Elizabeth Wiles (Sandrina Violante) mit Anna Ocsovai (Kind Sandrina); Kinderchor des SST
Knapp dreißig Musiker des Saarländischen Staatsorchesters bildeten die Kapelle. Der Dirigent Ulrich Cornelius Maier war sich natürlich der Tatsache bewusst, dass das auf der Bühne platzierte Orchester stärker in den Saal schallte als aus dem Graben, und nahm es durchweg ziemlich zurück. Aber er nahm es zu weit zurück. Es fehlte an fuoco, Inspiration und Dynamik. Da hätte er sich ruhig vorher einmal Harnoncourt mit La Scintilla anhören können, wo Emotion und Energie der frühen Mozart-Musik in ganz anderer Weise freigesetzt werden, und seinem sauber ohne Fehl und Tadel aufspielenden Orchester mehr Glanz verleihen können. Parodistisch wurden Eigen- und Fremdzitate mit hohem Bekanntheitsgrad frei in die Partitur gemischt. Mauro Barbierato und Hans-Joachim Hofmann hatten den Kinder- und Mädchenchor des Staatstheaters genau vorbereitet. Er wirkte auch stumm als Bewegungskörper, der anregend durch die Szene schwappte und wuselte. Besonders beziehungsreich stellen sie mit großen Zweigen einen sich nach vorne bewegenden Wald dar. (Plötzlich ist man in Schottland.)

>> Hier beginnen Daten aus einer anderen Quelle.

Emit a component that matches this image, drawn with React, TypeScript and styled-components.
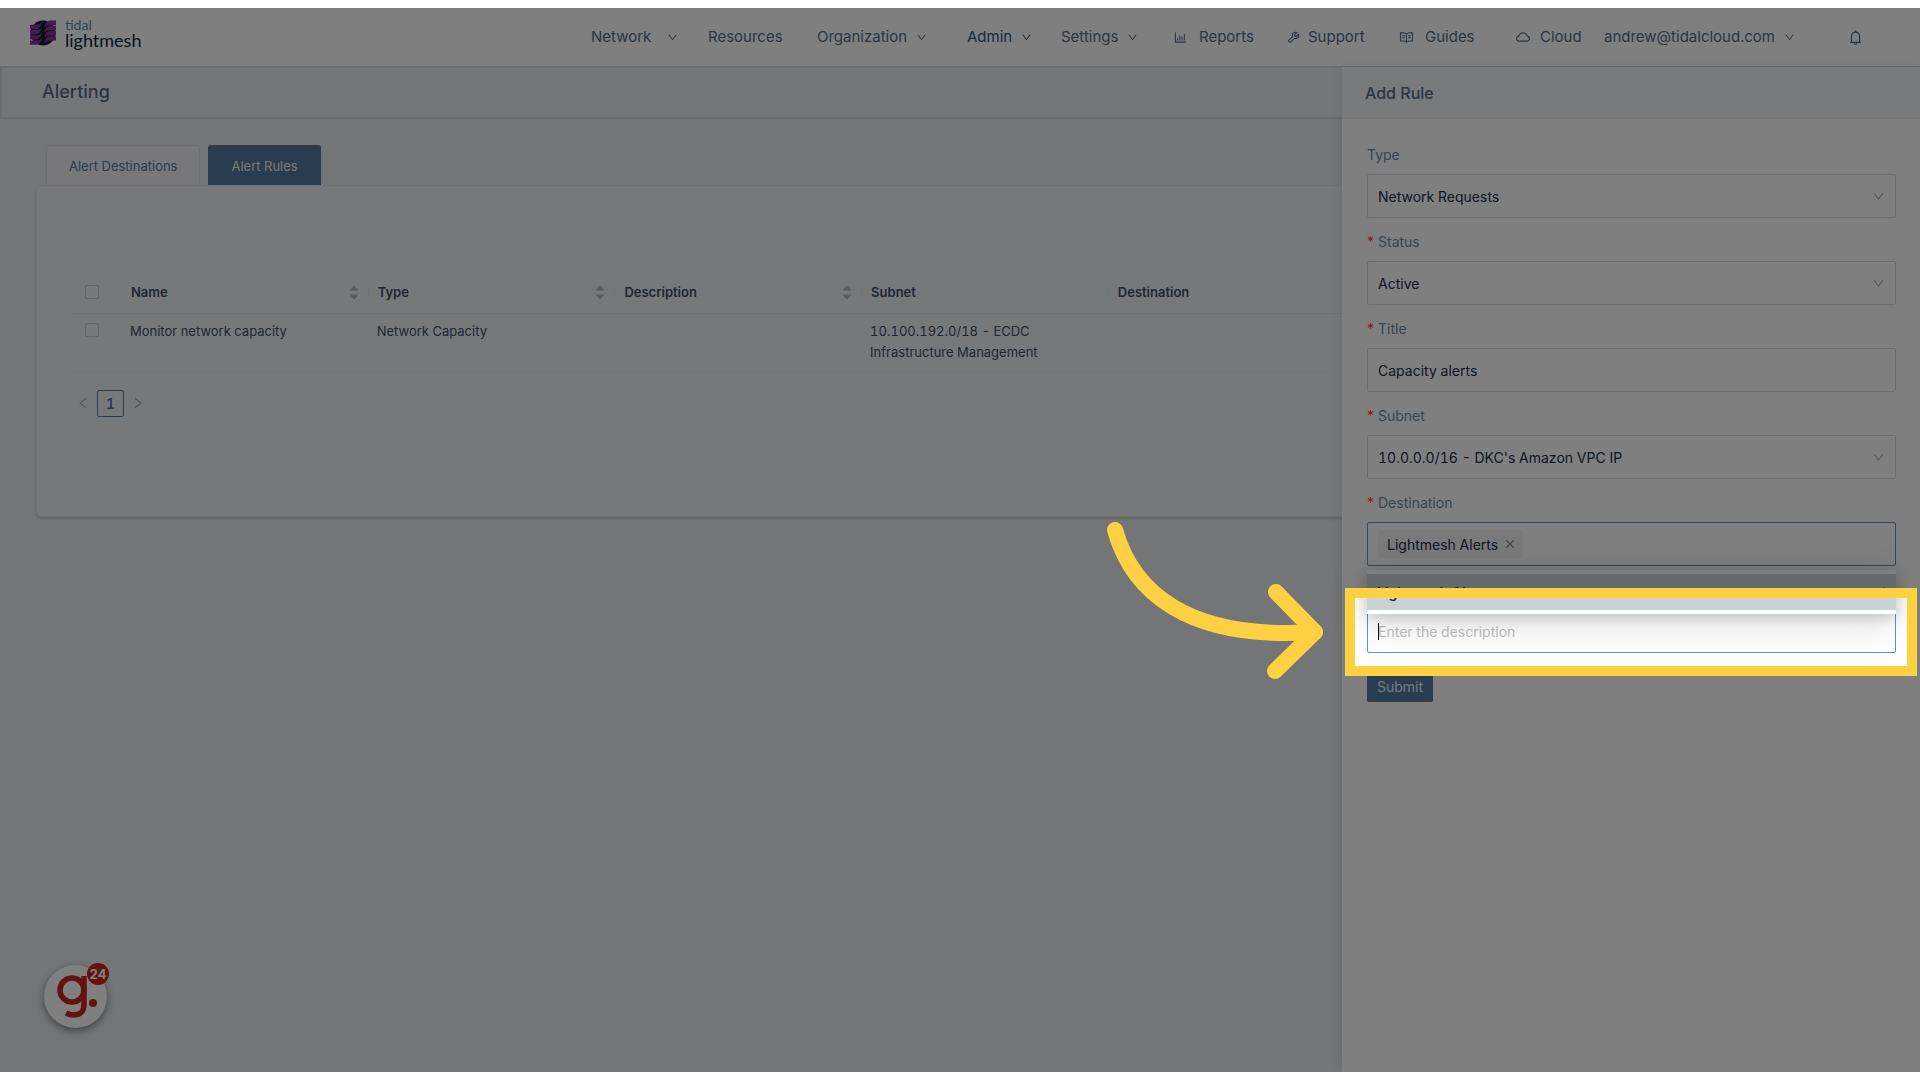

Stefan Röttig (Nardo), Herdís Anna Jónasdóttir (Serpetta), Elizabeth Wiles (Marchesa Violante),Rupprecht Braun hinten: Podestà Don Anchise), Algirdas Drevinskas (Contino Belfiore), Tereza Andrasi (Arminda), Judith Braun (Don Ramiro); Kinderchor des SST
Alle Sänger waren aus dem Saarbrücker Ensemble besetzt. Dadurch, dass sie meistens dort sangen, wo normalerweise der Orchestergraben ist, waren Sie stimmlich und darstellerisch sehr präsent nahe beim Publikum. Dazu kam die sängerfreundliche Personenführung, so dass insgesamt ein sehr positiver Eindruck des Solistenensembles entstand. Wenn allerdings (erst Ramiro, dann Sandrina) ganz hinten und oben auf der Holzwand standen, hätten sie ihren Stimmausdruck der stark vergrößerten Distanz zum Theatersaal anpassen müssen. Die Fassung war von den Ensembles mit großem Musikreichtum beherrscht; es waren nicht viele Arien übrig geblieben. Elizabeth Wiles gab die Sandrina/Violante mit reizender Bühnenpräsenz ausdrucksstark mit silbrig klaren Höhen. Tereza Andrazi gefiel als Arminda mit ihrem kräftigen, auch dramatisch eingesetzen Sopran. Als Serpetta (einer dieser hübschen Namen der italienischen Buffa für das Dienstmädchen), eine weitere Sopranrolle, gefiel Herdís Anna Jónasdóttir mit beweglicher klarer Stimme und ansprechendem Spiel. Beim Sprechen kam sie nicht so deutlich rüber wie ihre Kollegen, dazu waren ihr noch ungarische Worte in den Mund gelegt worden. Judith Braun als Ramiro war die einzige verbliebene seria-Arie zugefallen; ihr klarer kräftiger Mezzo mit schöner Strahlkraft verlieh der Hosenrolle das optimale stimmliche Profil. Mit Algirdas Drevinskas als „Gräflein“ Contino Belfiore von stattlicher Figur stand ein feiner, gut geführter Mozart-Tenor zur Verfügung. Lediglich Rupprecht Braun in der Rolle des Podestà Don Anchise fiel ab, sein wenig fokussierter Tenor wirkte halsig.
Das Opernhaus war recht gut besetzt, wozu offensichtlich auch viel Jugend vom Theater angelockt wurde. Es gab lang anhaltenden Beifall für den (angebrochenen) Abend.